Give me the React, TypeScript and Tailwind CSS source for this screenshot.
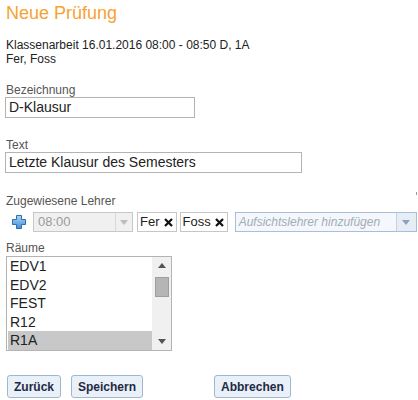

━━━━

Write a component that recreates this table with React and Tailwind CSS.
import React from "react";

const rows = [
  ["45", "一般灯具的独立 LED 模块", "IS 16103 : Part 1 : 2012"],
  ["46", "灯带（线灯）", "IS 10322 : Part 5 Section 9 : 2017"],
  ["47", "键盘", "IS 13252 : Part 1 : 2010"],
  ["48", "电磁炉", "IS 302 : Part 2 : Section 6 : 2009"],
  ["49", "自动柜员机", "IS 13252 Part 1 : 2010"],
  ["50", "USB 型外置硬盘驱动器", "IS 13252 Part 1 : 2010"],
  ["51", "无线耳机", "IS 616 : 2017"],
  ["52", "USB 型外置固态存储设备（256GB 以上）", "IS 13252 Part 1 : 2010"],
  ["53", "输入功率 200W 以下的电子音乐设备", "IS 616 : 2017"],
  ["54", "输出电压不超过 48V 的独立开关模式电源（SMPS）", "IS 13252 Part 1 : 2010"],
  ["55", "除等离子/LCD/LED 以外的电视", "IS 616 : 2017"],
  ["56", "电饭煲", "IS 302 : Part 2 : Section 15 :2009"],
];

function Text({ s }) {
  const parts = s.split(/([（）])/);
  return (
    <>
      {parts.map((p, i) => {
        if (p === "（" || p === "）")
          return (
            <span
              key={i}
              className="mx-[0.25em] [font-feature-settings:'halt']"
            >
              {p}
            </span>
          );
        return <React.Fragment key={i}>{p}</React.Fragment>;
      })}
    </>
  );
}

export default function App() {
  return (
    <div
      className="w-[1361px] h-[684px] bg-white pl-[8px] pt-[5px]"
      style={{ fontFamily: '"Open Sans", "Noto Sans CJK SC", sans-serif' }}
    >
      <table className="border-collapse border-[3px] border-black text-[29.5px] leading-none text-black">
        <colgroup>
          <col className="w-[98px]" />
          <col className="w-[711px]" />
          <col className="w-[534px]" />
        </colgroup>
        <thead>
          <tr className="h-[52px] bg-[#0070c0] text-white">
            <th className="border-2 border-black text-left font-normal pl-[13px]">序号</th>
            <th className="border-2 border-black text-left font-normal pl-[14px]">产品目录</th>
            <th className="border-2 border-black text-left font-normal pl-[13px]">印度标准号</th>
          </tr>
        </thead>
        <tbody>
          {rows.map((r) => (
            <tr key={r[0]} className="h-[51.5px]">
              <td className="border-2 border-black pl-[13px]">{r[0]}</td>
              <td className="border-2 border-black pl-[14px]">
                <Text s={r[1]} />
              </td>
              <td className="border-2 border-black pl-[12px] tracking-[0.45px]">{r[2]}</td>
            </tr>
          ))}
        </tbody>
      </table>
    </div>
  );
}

━━━━

● TASK GOAL
From the entries above, select each line containing the string "table".

● THE RESULT
Write a component that recreates this table with React and Tailwind CSS.
      <table className="border-collapse border-[3px] border-black text-[29.5px] leading-none text-black">
      </table>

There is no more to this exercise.